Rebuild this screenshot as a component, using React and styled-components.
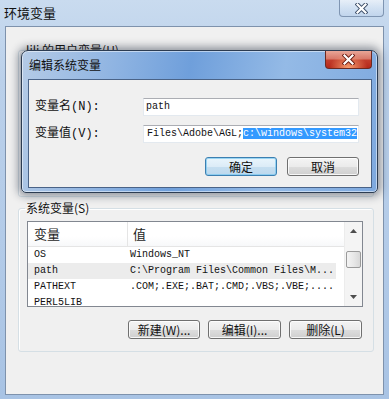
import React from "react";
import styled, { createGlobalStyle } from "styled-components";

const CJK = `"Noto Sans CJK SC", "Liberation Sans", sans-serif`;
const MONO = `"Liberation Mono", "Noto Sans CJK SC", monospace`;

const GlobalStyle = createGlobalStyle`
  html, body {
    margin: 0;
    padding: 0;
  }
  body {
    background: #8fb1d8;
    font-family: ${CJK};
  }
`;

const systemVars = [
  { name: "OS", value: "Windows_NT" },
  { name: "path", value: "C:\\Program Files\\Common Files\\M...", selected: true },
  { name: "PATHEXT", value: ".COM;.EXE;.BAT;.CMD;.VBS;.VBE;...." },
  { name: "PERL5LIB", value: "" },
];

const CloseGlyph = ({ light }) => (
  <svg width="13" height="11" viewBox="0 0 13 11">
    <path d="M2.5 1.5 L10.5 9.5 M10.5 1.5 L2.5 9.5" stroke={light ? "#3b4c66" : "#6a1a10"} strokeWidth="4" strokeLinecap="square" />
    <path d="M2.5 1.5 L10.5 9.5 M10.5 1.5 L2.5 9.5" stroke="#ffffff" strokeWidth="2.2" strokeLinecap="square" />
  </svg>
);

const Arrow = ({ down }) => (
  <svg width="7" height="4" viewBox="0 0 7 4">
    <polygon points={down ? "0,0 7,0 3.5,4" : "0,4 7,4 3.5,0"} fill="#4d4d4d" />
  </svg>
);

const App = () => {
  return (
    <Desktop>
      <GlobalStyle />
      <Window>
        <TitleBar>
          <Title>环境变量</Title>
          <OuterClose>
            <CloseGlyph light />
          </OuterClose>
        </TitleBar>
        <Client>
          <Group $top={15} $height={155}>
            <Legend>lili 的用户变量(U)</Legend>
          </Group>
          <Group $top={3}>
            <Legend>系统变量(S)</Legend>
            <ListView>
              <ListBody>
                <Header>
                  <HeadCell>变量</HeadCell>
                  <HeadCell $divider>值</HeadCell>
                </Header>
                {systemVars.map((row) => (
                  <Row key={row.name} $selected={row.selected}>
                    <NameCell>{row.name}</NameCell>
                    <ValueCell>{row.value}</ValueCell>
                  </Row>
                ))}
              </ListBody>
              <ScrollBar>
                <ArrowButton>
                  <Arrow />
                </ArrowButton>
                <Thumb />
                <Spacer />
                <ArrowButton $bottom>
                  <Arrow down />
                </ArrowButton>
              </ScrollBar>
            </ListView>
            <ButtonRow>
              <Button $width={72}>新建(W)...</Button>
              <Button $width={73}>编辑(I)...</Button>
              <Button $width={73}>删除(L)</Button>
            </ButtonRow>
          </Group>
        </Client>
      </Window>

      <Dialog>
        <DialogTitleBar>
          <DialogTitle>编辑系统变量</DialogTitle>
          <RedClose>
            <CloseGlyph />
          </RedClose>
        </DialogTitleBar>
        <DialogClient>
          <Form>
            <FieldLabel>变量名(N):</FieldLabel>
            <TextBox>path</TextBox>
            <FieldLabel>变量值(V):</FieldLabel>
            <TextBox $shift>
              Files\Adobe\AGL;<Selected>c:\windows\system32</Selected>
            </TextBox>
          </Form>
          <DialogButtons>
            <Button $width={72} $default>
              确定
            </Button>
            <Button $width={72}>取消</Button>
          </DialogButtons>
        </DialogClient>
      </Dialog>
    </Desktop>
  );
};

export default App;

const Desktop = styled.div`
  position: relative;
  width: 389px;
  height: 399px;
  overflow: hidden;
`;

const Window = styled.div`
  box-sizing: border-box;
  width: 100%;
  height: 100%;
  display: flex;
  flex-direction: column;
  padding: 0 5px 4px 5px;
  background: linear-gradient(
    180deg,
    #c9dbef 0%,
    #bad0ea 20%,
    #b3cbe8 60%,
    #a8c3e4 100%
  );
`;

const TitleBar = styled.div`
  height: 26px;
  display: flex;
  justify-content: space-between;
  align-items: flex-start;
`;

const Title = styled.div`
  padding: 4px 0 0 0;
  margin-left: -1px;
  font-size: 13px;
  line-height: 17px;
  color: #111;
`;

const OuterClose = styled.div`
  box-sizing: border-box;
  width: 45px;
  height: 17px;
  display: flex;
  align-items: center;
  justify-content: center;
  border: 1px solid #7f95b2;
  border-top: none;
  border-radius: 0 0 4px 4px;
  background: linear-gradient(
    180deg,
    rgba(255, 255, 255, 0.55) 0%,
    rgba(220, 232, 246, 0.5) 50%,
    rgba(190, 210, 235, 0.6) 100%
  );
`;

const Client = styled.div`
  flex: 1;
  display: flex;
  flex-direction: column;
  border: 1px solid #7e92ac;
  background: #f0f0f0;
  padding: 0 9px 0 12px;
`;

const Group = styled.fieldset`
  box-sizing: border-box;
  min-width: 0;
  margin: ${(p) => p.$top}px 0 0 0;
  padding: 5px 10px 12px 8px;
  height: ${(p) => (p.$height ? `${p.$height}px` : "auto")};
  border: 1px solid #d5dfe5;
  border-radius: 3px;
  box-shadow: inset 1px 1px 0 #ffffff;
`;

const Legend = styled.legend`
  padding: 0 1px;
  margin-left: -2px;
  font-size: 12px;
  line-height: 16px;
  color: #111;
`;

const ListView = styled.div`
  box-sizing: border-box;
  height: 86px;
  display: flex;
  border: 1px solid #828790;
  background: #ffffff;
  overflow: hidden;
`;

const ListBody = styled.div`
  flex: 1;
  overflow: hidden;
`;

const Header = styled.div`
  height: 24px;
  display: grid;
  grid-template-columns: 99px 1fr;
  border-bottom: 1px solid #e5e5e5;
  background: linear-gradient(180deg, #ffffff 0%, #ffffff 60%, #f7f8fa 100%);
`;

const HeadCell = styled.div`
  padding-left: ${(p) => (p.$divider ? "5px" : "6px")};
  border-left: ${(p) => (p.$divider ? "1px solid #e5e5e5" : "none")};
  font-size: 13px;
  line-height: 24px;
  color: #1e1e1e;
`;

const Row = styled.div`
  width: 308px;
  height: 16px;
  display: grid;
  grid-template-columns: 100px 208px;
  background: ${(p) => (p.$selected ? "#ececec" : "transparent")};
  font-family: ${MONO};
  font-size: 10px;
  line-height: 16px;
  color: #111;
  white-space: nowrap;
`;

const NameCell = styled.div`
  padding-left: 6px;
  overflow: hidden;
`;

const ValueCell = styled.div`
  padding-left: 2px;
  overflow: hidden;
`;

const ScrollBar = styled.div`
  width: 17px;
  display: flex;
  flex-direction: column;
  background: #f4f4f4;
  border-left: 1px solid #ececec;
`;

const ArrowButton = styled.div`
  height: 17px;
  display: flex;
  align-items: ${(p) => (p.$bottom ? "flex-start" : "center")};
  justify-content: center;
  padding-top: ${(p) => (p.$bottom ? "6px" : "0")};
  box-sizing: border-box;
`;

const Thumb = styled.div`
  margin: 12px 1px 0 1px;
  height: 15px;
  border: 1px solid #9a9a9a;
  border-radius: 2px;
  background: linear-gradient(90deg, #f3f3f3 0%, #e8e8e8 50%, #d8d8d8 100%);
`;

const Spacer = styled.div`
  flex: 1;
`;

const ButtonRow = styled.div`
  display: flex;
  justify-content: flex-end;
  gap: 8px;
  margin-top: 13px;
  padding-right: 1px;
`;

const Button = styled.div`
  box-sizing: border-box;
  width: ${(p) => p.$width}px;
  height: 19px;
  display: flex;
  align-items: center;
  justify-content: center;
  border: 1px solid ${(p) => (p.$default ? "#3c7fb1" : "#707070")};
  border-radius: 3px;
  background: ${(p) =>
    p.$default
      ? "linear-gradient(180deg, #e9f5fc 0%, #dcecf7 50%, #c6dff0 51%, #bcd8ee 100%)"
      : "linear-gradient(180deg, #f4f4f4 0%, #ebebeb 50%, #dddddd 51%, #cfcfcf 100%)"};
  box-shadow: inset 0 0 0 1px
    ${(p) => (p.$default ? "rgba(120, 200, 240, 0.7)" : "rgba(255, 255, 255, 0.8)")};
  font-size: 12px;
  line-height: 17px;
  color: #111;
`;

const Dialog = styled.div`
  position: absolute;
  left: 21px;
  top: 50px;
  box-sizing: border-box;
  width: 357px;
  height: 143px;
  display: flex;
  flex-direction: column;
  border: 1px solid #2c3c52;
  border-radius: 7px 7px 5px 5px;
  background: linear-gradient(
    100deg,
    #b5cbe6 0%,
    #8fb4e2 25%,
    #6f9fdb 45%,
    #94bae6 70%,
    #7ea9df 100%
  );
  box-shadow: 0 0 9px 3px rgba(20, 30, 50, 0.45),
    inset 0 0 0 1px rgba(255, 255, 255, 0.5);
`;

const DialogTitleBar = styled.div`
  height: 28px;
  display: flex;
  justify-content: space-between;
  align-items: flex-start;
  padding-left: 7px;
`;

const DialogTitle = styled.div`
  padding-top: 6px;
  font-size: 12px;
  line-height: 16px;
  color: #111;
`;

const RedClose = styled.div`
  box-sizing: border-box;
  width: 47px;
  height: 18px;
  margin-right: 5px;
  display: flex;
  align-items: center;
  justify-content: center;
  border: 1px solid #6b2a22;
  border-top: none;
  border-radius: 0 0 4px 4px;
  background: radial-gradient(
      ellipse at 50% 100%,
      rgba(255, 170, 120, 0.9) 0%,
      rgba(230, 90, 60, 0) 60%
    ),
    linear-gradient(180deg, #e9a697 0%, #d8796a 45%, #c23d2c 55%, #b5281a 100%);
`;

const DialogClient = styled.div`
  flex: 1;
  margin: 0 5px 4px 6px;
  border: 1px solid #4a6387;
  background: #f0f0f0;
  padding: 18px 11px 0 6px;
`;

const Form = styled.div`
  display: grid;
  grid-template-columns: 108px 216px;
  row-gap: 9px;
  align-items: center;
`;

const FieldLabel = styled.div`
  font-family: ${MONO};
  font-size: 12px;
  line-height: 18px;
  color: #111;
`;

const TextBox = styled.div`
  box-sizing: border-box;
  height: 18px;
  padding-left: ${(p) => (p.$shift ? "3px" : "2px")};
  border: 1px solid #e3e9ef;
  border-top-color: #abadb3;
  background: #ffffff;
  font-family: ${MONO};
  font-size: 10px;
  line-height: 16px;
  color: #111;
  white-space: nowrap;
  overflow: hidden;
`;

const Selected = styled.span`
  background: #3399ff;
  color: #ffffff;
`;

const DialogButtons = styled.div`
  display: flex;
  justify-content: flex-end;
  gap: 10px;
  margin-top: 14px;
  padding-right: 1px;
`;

:: What you are asked to do ::
Lines that hold the word "components" are the ones to return, every one of them.

:: Result below ::
Rebuild this screenshot as a component, using React and styled-components.
import styled, { createGlobalStyle } from "styled-components";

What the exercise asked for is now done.